When birds are overfed food that contains uric acid, such as boiled eggs, it will provide the blood with a high level of uric acid content, which will then cause the uric acid crystals to pool together in the joints and on the bottom of the bird's feet and toes. 

Unsuitable Roosts / Standing & Walking Platforms:
These abscesses are frequently caused by unhealthy "perching" conditions, such as sharp-cornered perches, the standard perches that tend to come with prefab coops of a uniform diameter, or wire floors.

Next, pumpkins are a good supplement in the middle of winter when they lack any good, fresh forage, so I'd let those ferment as well and feed them later on.  Not daily... maybe weekly or bi-weekly if you have the pumpkins.

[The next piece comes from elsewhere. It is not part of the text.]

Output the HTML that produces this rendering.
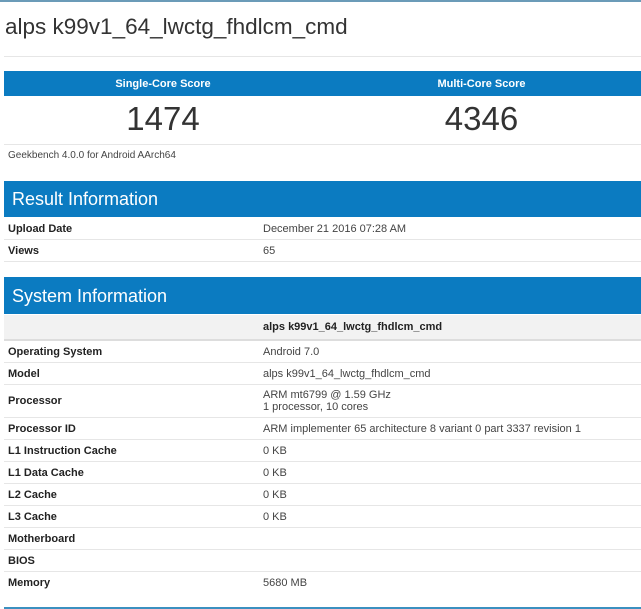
<!DOCTYPE html>
<html><head><meta charset="utf-8"><style>
body{margin:0;width:641px;height:609px;background:#fff;font-family:"Liberation Sans",sans-serif;position:relative;overflow:hidden;color:#333}
.a{position:absolute}
.top{left:0;top:0;width:641px;height:2px;background:#6b9bb8}
h1{position:absolute;left:5px;top:14px;margin:0;font-weight:normal;font-size:22.5px;color:#333}
.bar{position:absolute;left:4px;width:637px;background:#0b7bc1;color:#fff}
.hr{position:absolute;left:4px;width:637px;height:1px;background:#e6e6e6}
.row{position:absolute;left:4px;width:637px;font-size:11px;border-bottom:1px solid #e6e6e6}
.row .l{position:absolute;left:4px;font-weight:bold;color:#222}
.row .v{position:absolute;left:259px;color:#444}
</style></head><body>
<div class="a top"></div>
<h1>alps k99v1_64_lwctg_fhdlcm_cmd</h1>
<div class="hr" style="top:56px"></div>
<div class="bar" style="top:71px;height:25px;font-size:11px;font-weight:bold">
<span class="a" style="left:0;width:318px;text-align:center;top:7px">Single-Core Score</span>
<span class="a" style="left:318px;width:319px;text-align:center;top:7px">Multi-Core Score</span></div>
<div class="a" style="left:4px;width:318px;text-align:center;top:100px;font-size:33px;color:#333">1474</div>
<div class="a" style="left:322px;width:319px;text-align:center;top:100px;font-size:33px;color:#333">4346</div>
<div class="hr" style="top:144px"></div>
<div class="a" style="left:8px;top:150px;font-size:10px;color:#444">Geekbench 4.0.0 for Android AArch64</div>
<div class="bar" style="top:181px;height:36px;font-size:18px"><span class="a" style="left:8px;top:8px">Result Information</span></div>
<div class="row" style="top:218px;height:21px"><span class="l" style="top:5px">Upload Date</span><span class="v" style="top:5px">December 21 2016 07:28 AM</span></div>
<div class="row" style="top:240px;height:21px"><span class="l" style="top:5px">Views</span><span class="v" style="top:5px">65</span></div>
<div class="bar" style="top:277px;height:37px;font-size:18px"><span class="a" style="left:8px;top:9px">System Information</span></div>
<div class="row" style="top:315px;height:24px;background:#f2f2f2;border-bottom:2px solid #ddd"><span class="v" style="top:6px;font-weight:bold;color:#222">alps k99v1_64_lwctg_fhdlcm_cmd</span></div>
<div class="row" style="top:341px;height:21px"><span class="l" style="top:5px">Operating System</span><span class="v" style="top:5px">Android 7.0</span></div>
<div class="row" style="top:363px;height:21px"><span class="l" style="top:5px">Model</span><span class="v" style="top:5px">alps k99v1_64_lwctg_fhdlcm_cmd</span></div>
<div class="row" style="top:385px;height:32px"><span class="l" style="top:10px">Processor</span><span class="v" style="top:4px;line-height:12px">ARM mt6799 @ 1.59 GHz<br>1 processor, 10 cores</span></div>
<div class="row" style="top:418px;height:21px"><span class="l" style="top:5px">Processor ID</span><span class="v" style="top:5px">ARM implementer 65 architecture 8 variant 0 part 3337 revision 1</span></div>
<div class="row" style="top:440px;height:21px"><span class="l" style="top:5px">L1 Instruction Cache</span><span class="v" style="top:5px">0 KB</span></div>
<div class="row" style="top:462px;height:21px"><span class="l" style="top:5px">L1 Data Cache</span><span class="v" style="top:5px">0 KB</span></div>
<div class="row" style="top:484px;height:21px"><span class="l" style="top:5px">L2 Cache</span><span class="v" style="top:5px">0 KB</span></div>
<div class="row" style="top:506px;height:21px"><span class="l" style="top:5px">L3 Cache</span><span class="v" style="top:5px">0 KB</span></div>
<div class="row" style="top:528px;height:21px"><span class="l" style="top:5px">Motherboard</span></div>
<div class="row" style="top:550px;height:21px"><span class="l" style="top:5px">BIOS</span></div>
<div class="row" style="top:572px;height:21px;border:none"><span class="l" style="top:5px">Memory</span><span class="v" style="top:5px">5680 MB</span></div>
<div class="a" style="left:4px;top:607px;width:637px;height:2px;background:#3b90c0"></div>
</body></html>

Bleaching any environment or equipment in the coop is just not something I ever recommend, nor dusting the whole place with powders of any kind – including Diatomaceous earth (DE).  All that does is kill everything... unfortunately it also kills all the beneficial bacteria, yeasts, good microbes and other organisms that keep a healthy balance in their environment.  Doubly unfortunate, the bad guys grow and populate that now empty slate much quicker than the good guys and then they rule once again.  This necessitates repeated bleachings and poisonings and so the cycle goes round and round, where it stops nobody knows.

Diatomaceous earth (DE) just kills all the goodies in the soil.  Not a good thing to do… ever.  

Start a deep litter going in your coop (see the Deep Litter tab at the top of the page)...  I know you said you have pine shavings but deep litter is a little different than just having deep shavings in the coop that you keep raking out.  Leave that poop and work it into the litter and keep building on that.  Contrary to theories that deep litter is a hiding place for mites and lice and will promote their life, it is also a hiding place for those creatures that prey on their larvae.  Yes, even parasites have parasites.  Make a good home for the parasites of the parasites and you won't have a good home for the parasites.  I hope that wasn't too confusing. 

A good deep litter system is a healthy way to help chickens who need good bacteria in their lives, as the deep litter is just a petri dish for the growth of beneficial microorganism. 

So... to recap, good fermented feed to populate their insides with good bacteria and deep litter to grow good bacteria in the coop environment.  These are long term fixes that, when nurtured and developed, will keep your flock from getting these bad things instead of trying to treat for them once they have been gotten. 

For fast relief of the current problems, place NuStock on those nits at the base of the feathers, on the skin of their face and ears, and dust these chickens thoroughly with wood ashes.  Not Diatomaceous earth (DE).  Wood ashes worked lovingly and deeply under the feathers and into the skin.  Then set up a good dusting area of the same.  You can even place the ashes in the nesting box. 

Speaking of the nesting box... get rid of straw.  Hay - yes, straw - no.  Straw has lovely little tubes where bad boys like to hide and live until they can come out at night and bite someone.  You can use hay or pine shavings for the nest boxes and even place a little wood ash in there. 

If the coop is too small for them to get into and out of cold weather, this is something I would change.  I assume CO has weather somewhat similar to where I live and though an open air coop system is nice for the ventilation, birds like to sleep somewhere a little more snug and out of the wind when cold weather blows.  If not, they will be using all the nutrition in their feeds to keep warm instead of for health and growth.  If your coop is too small for all your birds at once, change the situation... either eliminate some of the birds or construct a bigger coop space. 

If eliminating, I'd start with your Buff Orpingtons and the Silkies... eating lots but not producing much.  In these economic times, it just isn't feasible to keep supporting non-producers.